Pour fonctionner, la BSR emploie onze personnes à temps partiel : plusieurs informaticiens, un bibliothécaire, une agente en information documentaire, un responsable de la production, entre autres. Ses vastes locaux de 540 m2 disposent de trois cabines d’enregistrement, d’un vaste lieu de stockage de CD, d’un coin pour la tenue des cafés littéraires (six sont organisés chaque année), ainsi que d’un graveur à CD et d’une machine qui permet d’imprimer des étiquettes en braille. « Nous faisons tout nous-mêmes. Les bénévoles peuvent venir enregistrer en cabine ou le faire depuis leur domicile. Ensuite, nous nous occupons d’ajouter les titres au catalogue en ligne, gravons les CD puis les envoyons gratuitement en courrier A partout dans le monde. Une grande partie de nos lecteurs et lectrices âgées ne maîtrisent pas les outils numériques et préfèrent donc avoir un support audio sur CD », explique Isabelle Albanese.

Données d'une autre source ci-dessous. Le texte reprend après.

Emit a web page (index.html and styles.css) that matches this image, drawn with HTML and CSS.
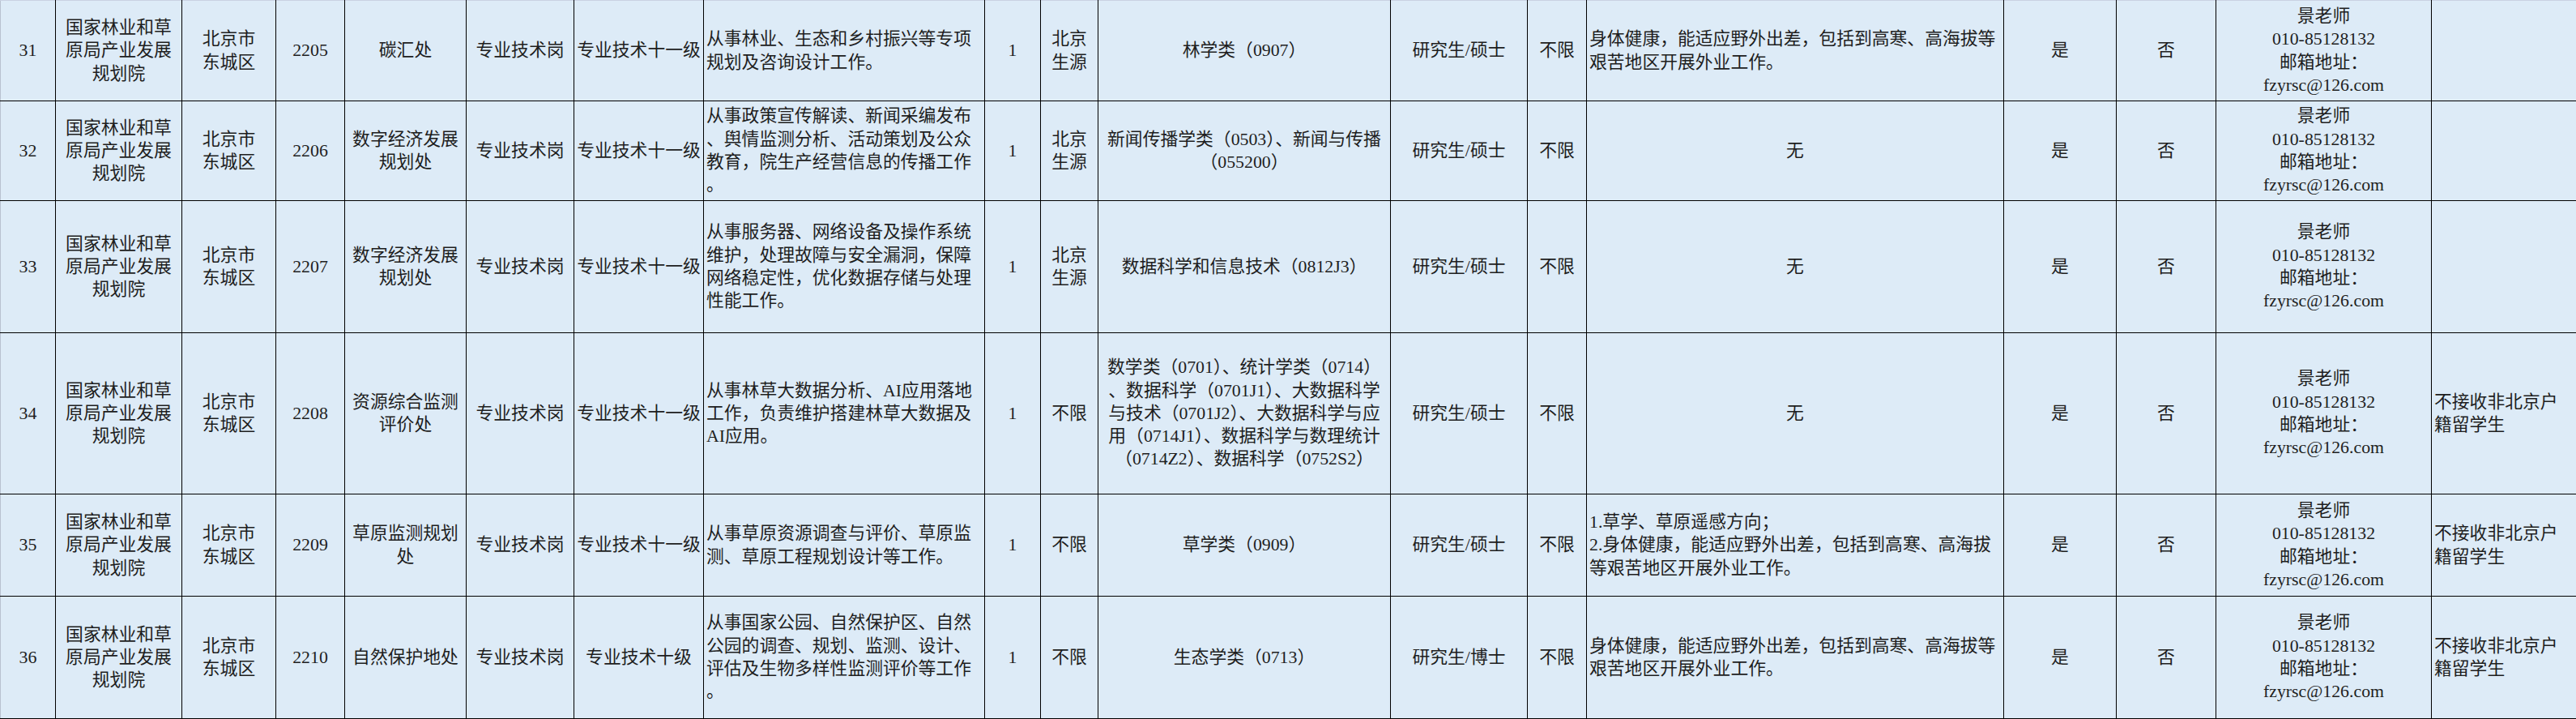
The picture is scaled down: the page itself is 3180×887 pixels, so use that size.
FILE: index.html
```html
<!DOCTYPE html>
<html lang="zh-CN">
<head>
<meta charset="utf-8">
<title>岗位表</title>
<link rel="stylesheet" href="styles.css">
</head>
<body>
<table class="grid">
  <colgroup>
    <col class="c-no"><col class="c-org"><col class="c-loc"><col class="c-code"><col class="c-dept"><col class="c-type"><col class="c-level"><col class="c-desc"><col class="c-num"><col class="c-src"><col class="c-major"><col class="c-deg"><col class="c-age"><col class="c-req"><col class="c-yes"><col class="c-no2"><col class="c-contact"><col class="c-note">
  </colgroup>
  <tbody>
    <tr class="h1">
      <td>31</td>
      <td>国家林业和草<br>原局产业发展<br>规划院</td>
      <td>北京市<br>东城区</td>
      <td>2205</td>
      <td>碳汇处</td>
      <td>专业技术岗</td>
      <td>专业技术十一级</td>
      <td class="l">从事林业、生态和乡村振兴等专项<br>规划及咨询设计工作。</td>
      <td>1</td>
      <td>北京<br>生源</td>
      <td>林学类（0907）</td>
      <td>研究生/硕士</td>
      <td>不限</td>
      <td class="l">身体健康，能适应野外出差，包括到高寒、高海拔等<br>艰苦地区开展外业工作。</td>
      <td>是</td>
      <td>否</td>
      <td>景老师<br>010-85128132<br>邮箱地址：<br>fzyrsc@126.com</td>
      <td class="l"></td>
    </tr>
    <tr class="h2">
      <td>32</td>
      <td>国家林业和草<br>原局产业发展<br>规划院</td>
      <td>北京市<br>东城区</td>
      <td>2206</td>
      <td>数字经济发展<br>规划处</td>
      <td>专业技术岗</td>
      <td>专业技术十一级</td>
      <td class="l">从事政策宣传解读、新闻采编发布<br>、舆情监测分析、活动策划及公众<br>教育，院生产经营信息的传播工作<br>。</td>
      <td>1</td>
      <td>北京<br>生源</td>
      <td>新闻传播学类（0503）、新闻与传播<br>（055200）</td>
      <td>研究生/硕士</td>
      <td>不限</td>
      <td>无</td>
      <td>是</td>
      <td>否</td>
      <td>景老师<br>010-85128132<br>邮箱地址：<br>fzyrsc@126.com</td>
      <td class="l"></td>
    </tr>
    <tr class="h3">
      <td>33</td>
      <td>国家林业和草<br>原局产业发展<br>规划院</td>
      <td>北京市<br>东城区</td>
      <td>2207</td>
      <td>数字经济发展<br>规划处</td>
      <td>专业技术岗</td>
      <td>专业技术十一级</td>
      <td class="l">从事服务器、网络设备及操作系统<br>维护，处理故障与安全漏洞，保障<br>网络稳定性，优化数据存储与处理<br>性能工作。</td>
      <td>1</td>
      <td>北京<br>生源</td>
      <td>数据科学和信息技术（0812J3）</td>
      <td>研究生/硕士</td>
      <td>不限</td>
      <td>无</td>
      <td>是</td>
      <td>否</td>
      <td>景老师<br>010-85128132<br>邮箱地址：<br>fzyrsc@126.com</td>
      <td class="l"></td>
    </tr>
    <tr class="h4">
      <td>34</td>
      <td>国家林业和草<br>原局产业发展<br>规划院</td>
      <td>北京市<br>东城区</td>
      <td>2208</td>
      <td>资源综合监测<br>评价处</td>
      <td>专业技术岗</td>
      <td>专业技术十一级</td>
      <td class="l">从事林草大数据分析、AI应用落地<br>工作，负责维护搭建林草大数据及<br>AI应用。</td>
      <td>1</td>
      <td>不限</td>
      <td>数学类（0701）、统计学类（0714）<br>、数据科学（0701J1）、大数据科学<br>与技术（0701J2）、大数据科学与应<br>用（0714J1）、数据科学与数理统计<br>（0714Z2）、数据科学（0752S2）</td>
      <td>研究生/硕士</td>
      <td>不限</td>
      <td>无</td>
      <td>是</td>
      <td>否</td>
      <td>景老师<br>010-85128132<br>邮箱地址：<br>fzyrsc@126.com</td>
      <td class="l">不接收非北京户<br>籍留学生</td>
    </tr>
    <tr class="h5">
      <td>35</td>
      <td>国家林业和草<br>原局产业发展<br>规划院</td>
      <td>北京市<br>东城区</td>
      <td>2209</td>
      <td>草原监测规划<br>处</td>
      <td>专业技术岗</td>
      <td>专业技术十一级</td>
      <td class="l">从事草原资源调查与评价、草原监<br>测、草原工程规划设计等工作。</td>
      <td>1</td>
      <td>不限</td>
      <td>草学类（0909）</td>
      <td>研究生/硕士</td>
      <td>不限</td>
      <td class="l">1.草学、草原遥感方向；<br>2.身体健康，能适应野外出差，包括到高寒、高海拔<br>等艰苦地区开展外业工作。</td>
      <td>是</td>
      <td>否</td>
      <td>景老师<br>010-85128132<br>邮箱地址：<br>fzyrsc@126.com</td>
      <td class="l">不接收非北京户<br>籍留学生</td>
    </tr>
    <tr class="h6">
      <td>36</td>
      <td>国家林业和草<br>原局产业发展<br>规划院</td>
      <td>北京市<br>东城区</td>
      <td>2210</td>
      <td>自然保护地处</td>
      <td>专业技术岗</td>
      <td>专业技术十级</td>
      <td class="l">从事国家公园、自然保护区、自然<br>公园的调查、规划、监测、设计、<br>评估及生物多样性监测评价等工作<br>。</td>
      <td>1</td>
      <td>不限</td>
      <td>生态学类（0713）</td>
      <td>研究生/博士</td>
      <td>不限</td>
      <td class="l">身体健康，能适应野外出差，包括到高寒、高海拔等<br>艰苦地区开展外业工作。</td>
      <td>是</td>
      <td>否</td>
      <td>景老师<br>010-85128132<br>邮箱地址：<br>fzyrsc@126.com</td>
      <td class="l">不接收非北京户<br>籍留学生</td>
    </tr>
  </tbody>
</table>
</body>
</html>
```

FILE: styles.css
```css
html, body {
  margin: 0;
  padding: 0;
  background: #ddebf7;
  overflow: hidden;
}

.grid {
  border-collapse: collapse;
  table-layout: fixed;
  width: 3191px;
  background: #ddebf7;
  font-family: "Liberation Serif", "Noto Sans CJK SC", serif;
  font-size: 21.8px;
  line-height: 28.3px;
  color: #1e1e1e;
}

.grid td {
  border: 1px solid #000;
  padding: 0 3px;
  text-align: center;
  vertical-align: middle;
  white-space: nowrap;
  overflow: hidden;
}

.grid td.l {
  text-align: left;
}

.grid tr:first-child td {
  border-top-color: #c9d2e2;
}

.grid td:first-child {
  border-left-color: #b9c2d0;
}

.c-no { width: 68px; }
.c-org { width: 156px; }
.c-loc { width: 116px; }
.c-code { width: 85px; }
.c-dept { width: 150px; }
.c-type { width: 133px; }
.c-level { width: 160px; }
.c-desc { width: 347px; }
.c-num { width: 69px; }
.c-src { width: 71px; }
.c-major { width: 361px; }
.c-deg { width: 169px; }
.c-age { width: 73px; }
.c-req { width: 515px; }
.c-yes { width: 139px; }
.c-no2 { width: 123px; }
.c-contact { width: 266px; }
.c-note { width: 190px; }

.h1 { height: 124px; }
.h2 { height: 123px; }
.h3 { height: 163px; }
.h4 { height: 199px; }
.h5 { height: 126px; }
.h6 { height: 151px; }
```
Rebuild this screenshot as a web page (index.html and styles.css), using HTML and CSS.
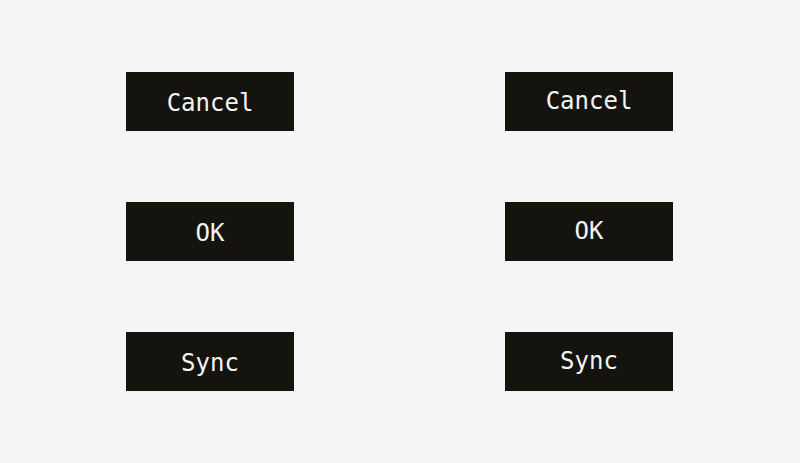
FILE: index.html
```html
<!DOCTYPE html>
<html>
<head>
<meta charset="utf-8">
<link rel="stylesheet" href="styles.css">
</head>
<body>
<div class="grid">
  <button class="btn">Cancel</button>
  <button class="btn btn-alt">Cancel</button>
  <button class="btn">OK</button>
  <button class="btn btn-alt">OK</button>
  <button class="btn">Sync</button>
  <button class="btn btn-alt">Sync</button>
</div>
</body>
</html>
```
FILE: styles.css
```css
html, body {
  margin: 0;
  padding: 0;
  background: #f5f5f5;
}
.grid {
  display: grid;
  grid-template-columns: 168px 168px;
  grid-auto-rows: 59px;
  column-gap: 211px;
  row-gap: 71px;
  padding: 72px 0 0 126px;
}
.btn {
  margin: 0;
  border: none;
  background: #15130e;
  color: #f4f4f4;
  font-family: "DejaVu Sans Mono", monospace;
  font-size: 24px;
  padding: 0;
  padding-top: 2px;
  display: flex;
  align-items: center;
  justify-content: center;
}
.btn-alt {
  padding-top: 0;
  padding-bottom: 2px;
}
```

« Nous souhaitons proposer à nos auditeurs et auditrices un panel d’ouvrages dont on parle actuellement »
Isabelle Albanese
Le matin de notre visite, Jeanne*, retraitée dynamique et souriante, était en train d’enregistrer un livre. Elle fait partie des 120 bénévoles qui prêtent leur voix à la littérature. « Nous avons une majorité de femmes à la retraite, mais aussi quelques hommes, souvent d’anciens professeurs. Nous leur demandons de faire de la transcription audio et non pas d’interpréter le texte comme pourrait le faire Fanny Ardant ! », précise Isabelle Albanese.
* Prénom d’emprunt.
Casting des bénévoles à la Bibliothèque sonore romande
Devenir lecteur ou lectrice bénévole n’est pas une mince affaire. Chaque personne passe d’abord un casting. « Dix nouvelles personnes se proposent chaque mois et nous n’en gardons que deux. Il faut non seulement être à l’aise avec la lecture, mais aussi avec la technique », continue la directrice. Une formation individuelle est ensuite proposée à chaque bénévole qui a passé le casting avec succès. Elle dure environ deux heures. Puis, la personne peut enregistrer son premier ouvrage, soit dans les locaux de la BSR, soit chez elle à l’aide d’un logiciel spécifique. « Pour une heure d’écoute finalisée, il faut compter environ trois heures de travail. Tout doit être lu : les notes de bas de page, la table des matières, les remerciements. Le découpage du livre avant de l’enregistrer est une phase parfois compliquée et qui prend du temps », explique Isabelle Albanese.
Des catalogues numérique et papier
Une fois l’ouvrage transcrit, il est alors mis à disposition sur les catalogues numérique et papier. Les auditeurs et auditrices peuvent emprunter un nombre illimité d’ouvrages et tout cela est entièrement gratuit. «Le seul prérequis pour qu’une personne puisse emprunter à la BSR est qu’elle fournisse une attestation d’un ou une professionnelle de la santé qui stipule qu’elle a de la difficulté à lire un texte imprimé. Les inscriptions peuvent se faire en ligne, par téléphone ou directement dans nos locaux. Nous portons une grande attention à ce que tout le monde puisse facilement avoir accès à la BSR, quelles que soient ses connaissances en informatique !»
En chiffres
- 480’000 francs par an est la part du budget de la BSR qui est couverte par l’Office fédéral des assurances sociales, soit environ 50 %. Le reste des fonds provient des cantons romands, de dons privés et de fondations.
- 33’000 livres constituent la collection mise à disposition par la BSR qui collabore avec d’autres bibliothèques sonores francophones.
- 6’000 heures de son sont enregistrées par des bénévoles de la BSR chaque année, ce qui correspond à 800 nouveaux livres.
- 65’000 livres audio sont empruntés chaque année par les auditeurs et auditrices de la BSR.
Nous avons modifié l’article original pour en faire une version web.